La corrupción española tiene marcas distintivas. La de derechas se representa a plena luz del día por un tipo arrogante y complacido –don Blesa, el Emérito– que empuña un fusil y se exhibe con una pieza de caza mayor a sus pies. Las imágenes de la corrupción de izquierdas son menesterosas y tenebristas; el escenario es una habitación anodina donde aparecen unos tipos feos y obesos en calzoncillos que sonríen después de haberse zampado una ración de langostinos y a los que acompañan mujeres de aire ausente envueltas en toallas como si acabaran de salir de la ducha. La corrupción es unánime; los estilos, diferentes.
Ahora vuelve la corrupción en calzoncillos. Los dramatis personae, el argumento y los diálogos son repetidos y bien conocidos: 1) empresarios en busca de oportunidades fáciles, 2) políticos encantados de servir al país y dispuestos a engrosar sus emolumentos con algunas dádivas, 3) mediadores y conseguidores entrambos, y 4) un guardia civil con tricornio para darle respetabilidad a la escena. Los diálogos entre ellos son rastreros, porfiados, groseros, de puticlub de carretera, y todo el conjunto produce el efecto de un reflujo intestinal, ácido y nauseabundo.
Es cierto que este patrón de corruptelas es universal y opera también en las tramas de derechas pero por alguna razón, en esta banda, los corruptos no aparecen en ropa interior sino con apresto impecable, cara de mármol y pujos de víctima. Véase a la regidora marbellí doña Muñoz o al ex preboste don Camps, dos casos de actualidad. En cambio, a los corruptos del pesoe siempre los podemos ver en imagen como ratas que acaban de zamparse el queso, sorprendidas por la luz de una linterna que cae sobre ellas. Los primeros son materia para el ¡Hola!; los segundos, para El Caso.
El efecto sobre sus respectivos públicos también es muy distinto. La derecha asiste a la corrupción de los suyos con indiferencia porque el coste reputacional es mínimo y el efecto en las urnas, nulo, que se lo pregunten a don Feijóo y a su amiguete el narco. Para la izquierda es una catástrofe porque confunde y desmoviliza a sus partidarios. El votante de izquierda necesita creer que sus representantes no son corruptos. Al de derecha le da igual siempre que su acción política sea la que de ellos se espera; si esto comporta que el político de turno se lleve una pastita a la butxaca, qué le vamos a hacer, es ley de vida. Tenemos dos ejemplos recientes de esta mecánica de los fluidos electorales. En Andalucía ganó por mayoría absoluta el conservador don Bonilla, no por sus méritos, ni siquiera porque los socialistas llevaran cuarenta años en la poltrona y era hora de cambiar de piloto, sino por una vía de agua en los fondos públicos, menor pero sostenida en el tiempo, que convenció a la mayoría de izquierdas que era mejor un gobierno de derechas que soportar esta ignominia. También en este caso hubo atrezo de langostinos, putas y rayitas de polvo blanco.

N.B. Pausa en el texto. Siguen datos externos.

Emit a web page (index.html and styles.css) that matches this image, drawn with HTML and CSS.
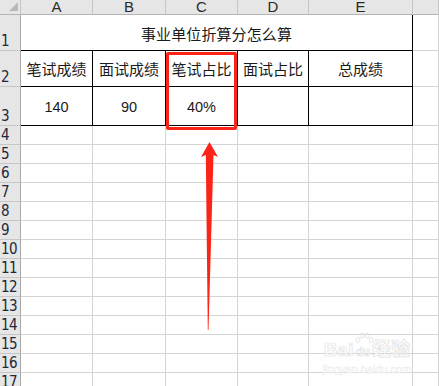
FILE: index.html
```html
<!DOCTYPE html>
<html lang="zh">
<head>
<meta charset="utf-8">
<title>事业单位折算分怎么算</title>
<link rel="stylesheet" href="styles.css">
</head>
<body>
<div class="sheet">
  <div class="corner"><span class="tri"></span></div>
  <div class="ch">A</div><div class="ch">B</div><div class="ch">C</div><div class="ch">D</div><div class="ch">E</div><div class="ch"></div>

  <div class="rh"><span>1</span></div>
  <div class="c b title">事业单位折算分怎么算</div>
  <div class="c"></div>

  <div class="rh"><span>2</span></div>
  <div class="c b txt">笔试成绩</div><div class="c b txt">面试成绩</div><div class="c b txt">笔试占比</div><div class="c b txt">面试占比</div><div class="c b txt">总成绩</div><div class="c"></div>

  <div class="rh"><span>3</span></div>
  <div class="c b num">140</div><div class="c b num">90</div><div class="c b num">40%</div><div class="c b"></div><div class="c b"></div><div class="c"></div>

  <div class="rh"><span>4</span></div><div class="c"></div><div class="c"></div><div class="c"></div><div class="c"></div><div class="c"></div><div class="c"></div>
  <div class="rh"><span>5</span></div><div class="c"></div><div class="c"></div><div class="c"></div><div class="c"></div><div class="c"></div><div class="c"></div>
  <div class="rh"><span>6</span></div><div class="c"></div><div class="c"></div><div class="c"></div><div class="c"></div><div class="c"></div><div class="c"></div>
  <div class="rh"><span>7</span></div><div class="c"></div><div class="c"></div><div class="c"></div><div class="c"></div><div class="c"></div><div class="c"></div>
  <div class="rh"><span>8</span></div><div class="c"></div><div class="c"></div><div class="c"></div><div class="c"></div><div class="c"></div><div class="c"></div>
  <div class="rh"><span>9</span></div><div class="c"></div><div class="c"></div><div class="c"></div><div class="c"></div><div class="c"></div><div class="c"></div>
  <div class="rh"><span>10</span></div><div class="c"></div><div class="c"></div><div class="c"></div><div class="c"></div><div class="c"></div><div class="c"></div>
  <div class="rh"><span>11</span></div><div class="c"></div><div class="c"></div><div class="c"></div><div class="c"></div><div class="c"></div><div class="c"></div>
  <div class="rh"><span>12</span></div><div class="c"></div><div class="c"></div><div class="c"></div><div class="c"></div><div class="c"></div><div class="c"></div>
  <div class="rh"><span>13</span></div><div class="c"></div><div class="c"></div><div class="c"></div><div class="c"></div><div class="c"></div><div class="c"></div>
  <div class="rh"><span>14</span></div><div class="c"></div><div class="c"></div><div class="c"></div><div class="c"></div><div class="c"></div><div class="c"></div>
  <div class="rh"><span>15</span></div><div class="c"></div><div class="c"></div><div class="c"></div><div class="c"></div><div class="c"></div><div class="c"></div>
  <div class="rh"><span>16</span></div><div class="c"></div><div class="c"></div><div class="c"></div><div class="c"></div><div class="c"></div><div class="c"></div>
  <div class="rh"><span>17</span></div><div class="c"></div><div class="c"></div><div class="c"></div><div class="c"></div><div class="c"></div><div class="c"></div>

  <div class="highlight"></div>
  <svg class="arrow" width="439" height="386" viewBox="0 0 439 386">
    <polygon points="209.5,142 218,157 213.5,155 208.5,330 207.8,330 205.8,155 201,157" fill="#fc2318"/>
  </svg>
  <div class="watermark">
    <svg class="wm-paw" width="20" height="14" viewBox="0 0 20 14">
      <g fill="none" stroke="#e4e4e4" stroke-width="1">
        <ellipse cx="4" cy="8" rx="2" ry="2.5"/>
        <ellipse cx="8" cy="3.5" rx="2" ry="2.6"/>
        <ellipse cx="13" cy="3.5" rx="2" ry="2.6"/>
        <ellipse cx="17" cy="8" rx="2" ry="2.5"/>
      </g>
    </svg>
    <div class="wm-main">Bai<span class="paw">du</span>经验</div>
    <div class="wm-url">jingyan.baidu.com</div>
  </div>
</div>
</body>
</html>
```
FILE: styles.css
```css
html, body {
  margin: 0;
  padding: 0;
  background: #ffffff;
  overflow: hidden;
}
.sheet {
  position: relative;
  width: 439px;
  height: 386px;
  overflow: hidden;
  display: grid;
  grid-template-columns: 21px 72px 73px 72px 71px 104px 1fr;
  grid-template-rows: 15px 36px 36px 39px repeat(14, 19px);
  font-family: "Noto Sans CJK SC", "Liberation Sans", sans-serif;
  color: #1a1a1a;
}
.sheet > div {
  box-sizing: border-box;
}
.corner {
  position: relative;
  background: #e6e6e6;
  border-right: 1px solid #c6c6c6;
  border-bottom: 1px solid #b4b4b4;
}
.tri {
  position: absolute;
  right: 2px;
  bottom: 3px;
  width: 0;
  height: 0;
  border-left: 9px solid transparent;
  border-bottom: 9px solid #b9b9b9;
}
.ch {
  background: #e6e6e6;
  border-right: 1px solid #c6c6c6;
  border-bottom: 1px solid #b4b4b4;
  font-family: "Liberation Sans", sans-serif;
  font-size: 15px;
  line-height: 14px;
  text-align: center;
  color: #2a2a2a;
}
.rh {
  background: #e6e6e6;
  border-right: 1px solid #a8a8a8;
  border-bottom: 1px solid #c6c6c6;
  display: flex;
  align-items: flex-end;
  justify-content: flex-start;
  padding-left: 1px;
  padding-bottom: 1px;
}
.rh span {
  font-family: "DejaVu Sans Condensed", "Liberation Sans", sans-serif;
  font-size: 15px;
  line-height: 16px;
  color: #22283a;
  white-space: nowrap;
  letter-spacing: -0.5px;
}
.c {
  border-right: 1px solid #d4d4d4;
  border-bottom: 1px solid #d4d4d4;
  display: flex;
  align-items: center;
  justify-content: center;
}
.c.b {
  border-right-color: #000;
  border-bottom-color: #000;
}
.title {
  grid-column: 2 / 7;
  font-size: 15px;
  letter-spacing: 0.1px;
  padding-top: 1px;
}
.txt {
  font-size: 15px;
}
.num {
  font-family: "Liberation Sans", sans-serif;
  font-size: 14.5px;
  padding-top: 1px;
}
.highlight {
  position: absolute;
  left: 166px;
  top: 52px;
  width: 71px;
  height: 78px;
  border: 3px solid #fc2318;
  border-radius: 2px;
  box-sizing: border-box;
}
.arrow {
  position: absolute;
  left: 0;
  top: 0;
}
.watermark {
  position: absolute;
  left: 322px;
  top: 331px;
  width: 90px;
  text-align: center;
  color: rgba(255, 255, 255, 0.6);
  -webkit-text-stroke: 0.7px #e2e2e2;
  font-family: "Liberation Sans", "Noto Sans CJK SC", sans-serif;
}
.wm-paw {
  position: absolute;
  left: 32px;
  top: 1px;
}
.wm-main {
  margin-top: 9px;
  font-size: 19px;
  font-weight: bold;
  line-height: 20px;
  white-space: nowrap;
}
.paw {
  font-size: 12px;
  margin: 0 2px;
}
.wm-url {
  font-size: 11px;
  line-height: 14px;
  white-space: nowrap;
  color: #ffffff;
  -webkit-text-stroke: 0.5px #ececec;
}
```
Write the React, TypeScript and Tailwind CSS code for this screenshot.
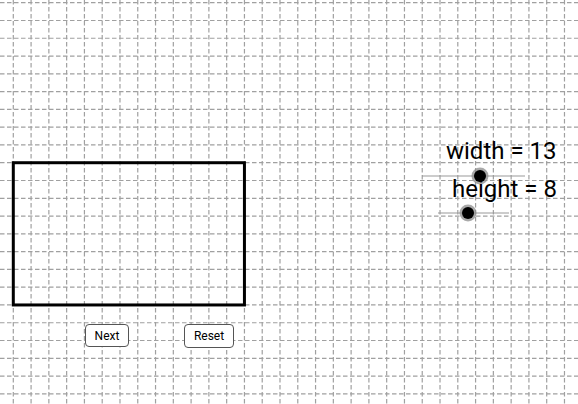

El segundo ejemplo lo representa la rozagante doña Ayuso en Madrid, la capital del país de la eterna corrupción, que hizo lapidar al presidente de su partido, don Casado, cuando este la acusó de corrupción y tiene un hermano envuelto en asuntos de comisiones sin que esta circunstancia merme lo más mínimo la adhesión de los suyos, por ahora de mayoría absoluta. Incluso el estilo para entrar en el furgón policial es distinto en la derecha que en la izquierda. Los rato, bárcenas y compañía ingresan tras las rejas con la cabeza alta y el gesto desafiante y, cuando salen del trullo, parece que hubieran estado de vacaciones. En la izquierda, los griñanes muestran una expresión aflictiva y suplicante, lo que delata poco cuajo.
La corrupción es consustancial al estado español desde que se pusieron los cimientos de la monarquía constitucional o parlamentaria, allá por los años setenta del siglo XIX, como ilustra el hispanista Paul Preston (Un pueblo traicionado, ed. Debate), y no desapareció ni en los excepcionales y cortos periodos republicanos, así que ningún partido del régimen del 78 ni del que venga después podrá hacer gran cosa para remediar esta tara de fábrica. Pero podríamos pedir a los corruptos que se pusieran los pantalones para salir en la foto y saltar a la fama.